Without including any pictures, write out the listing below exactly.

* begin Given data *

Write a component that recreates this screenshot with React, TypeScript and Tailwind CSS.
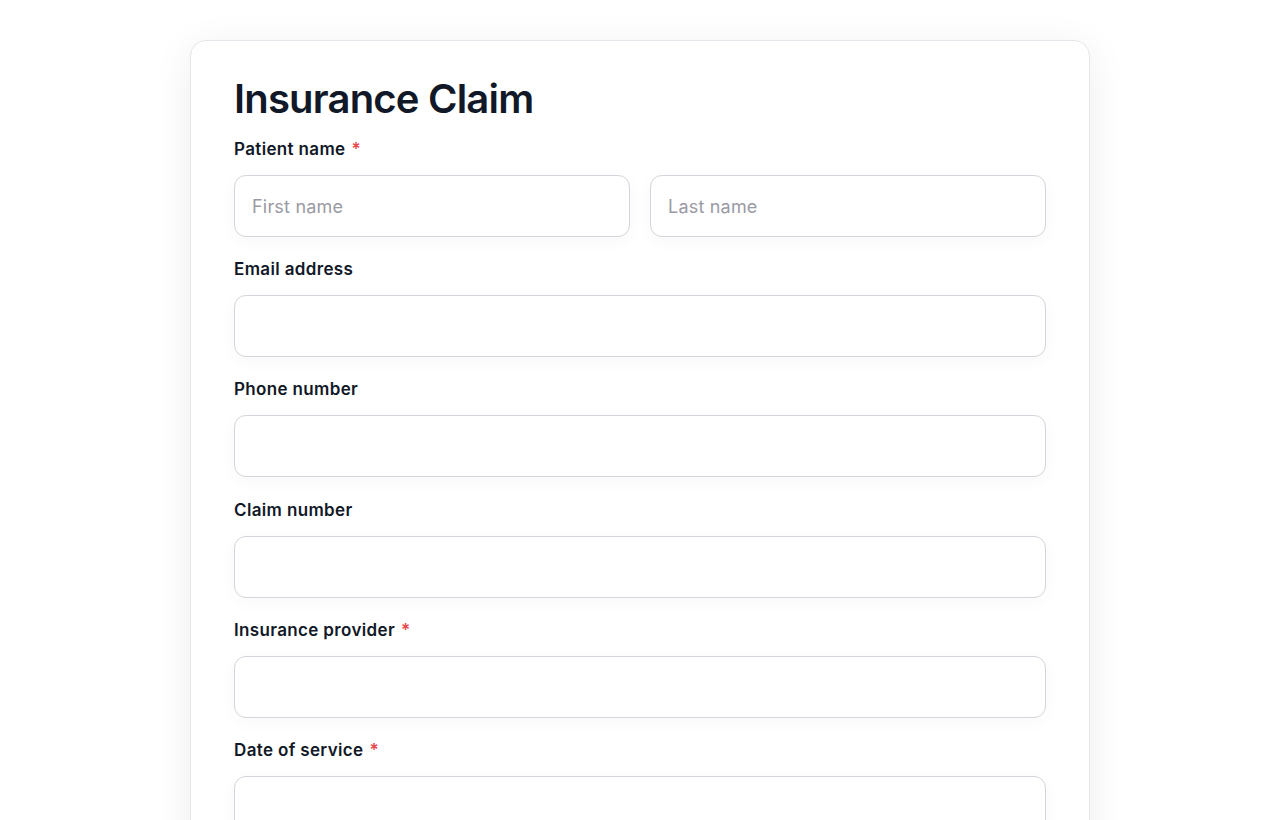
import React from 'react';

const font = { fontFamily: 'Inter, "Noto Sans", sans-serif' };

const Label: React.FC<{ text: string; required?: boolean }> = ({ text, required }) => (
  <label className="block text-[17px] leading-6 font-semibold text-[#111827] tracking-[0.35px]">
    {text}
    {required && <span className="ml-[6px] text-[#e5484d]">*</span>}
  </label>
);

const Input: React.FC<{ placeholder?: string }> = ({ placeholder }) => (
  <input
    placeholder={placeholder}
    className="w-full h-[62px] rounded-xl border border-[#d4d4dc] bg-white px-[17px] text-[18px] tracking-[0.2px] text-[#111827] placeholder:text-[#9a9aa3] outline-none shadow-[0_4px_18px_rgba(15,23,42,0.03)]"
  />
);

const fields = [
  { label: 'Email address' },
  { label: 'Phone number' },
  { label: 'Claim number' },
  { label: 'Insurance provider', required: true },
  { label: 'Date of service', required: true },
];

export default function App() {
  return (
    <div className="min-h-screen bg-white" style={font}>
      <div className="mx-auto mt-10 w-[900px] rounded-2xl border border-[#e6e6ec] bg-white px-[43px] pt-[34px] pb-10 shadow-[0_8px_40px_rgba(15,23,42,0.07)]">
        <h1 className="text-[40px] leading-[48px] font-semibold text-[#111827] tracking-[-0.8px]">Insurance Claim</h1>

        <div className="mt-[14px] flex flex-col gap-[20.2px]">
          <div className="flex flex-col gap-[14px]">
            <Label text="Patient name" required />
            <div className="grid grid-cols-2 gap-5">
              <Input placeholder="First name" />
              <Input placeholder="Last name" />
            </div>
          </div>

          {fields.map(f => (
            <div key={f.label} className="flex flex-col gap-[14px]">
              <Label text={f.label} required={f.required} />
              <Input />
            </div>
          ))}
        </div>
      </div>
    </div>
  );
}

* end Given data *

▸ Written answer:
Write a component that recreates this screenshot with React, TypeScript and Tailwind CSS.
import React from 'react';

const font = { fontFamily: 'Inter, "Noto Sans", sans-serif' };

const Label: React.FC<{ text: string; required?: boolean }> = ({ text, required }) => (
  <label className="block text-[17px] leading-6 font-semibold text-[#111827] tracking-[0.35px]">
    {text}
    {required && <span className="ml-[6px] text-[#e5484d]">*</span>}
  </label>
);

const Input: React.FC<{ placeholder?: string }> = ({ placeholder }) => (
  <input
    placeholder={placeholder}
    className="w-full h-[62px] rounded-xl border border-[#d4d4dc] bg-white px-[17px] text-[18px] tracking-[0.2px] text-[#111827] placeholder:text-[#9a9aa3] outline-none shadow-[0_4px_18px_rgba(15,23,42,0.03)]"
  />
);

const fields = [
  { label: 'Email address' },
  { label: 'Phone number' },
  { label: 'Claim number' },
  { label: 'Insurance provider', required: true },
  { label: 'Date of service', required: true },
];

export default function App() {
  return (
    <div className="min-h-screen bg-white" style={font}>
      <div className="mx-auto mt-10 w-[900px] rounded-2xl border border-[#e6e6ec] bg-white px-[43px] pt-[34px] pb-10 shadow-[0_8px_40px_rgba(15,23,42,0.07)]">
        <h1 className="text-[40px] leading-[48px] font-semibold text-[#111827] tracking-[-0.8px]">Insurance Claim</h1>

        <div className="mt-[14px] flex flex-col gap-[20.2px]">
          <div className="flex flex-col gap-[14px]">
            <Label text="Patient name" required />
            <div className="grid grid-cols-2 gap-5">
              <Input placeholder="First name" />
              <Input placeholder="Last name" />
            </div>
          </div>

          {fields.map(f => (
            <div key={f.label} className="flex flex-col gap-[14px]">
              <Label text={f.label} required={f.required} />
              <Input />
            </div>
          ))}
        </div>
      </div>
    </div>
  );
}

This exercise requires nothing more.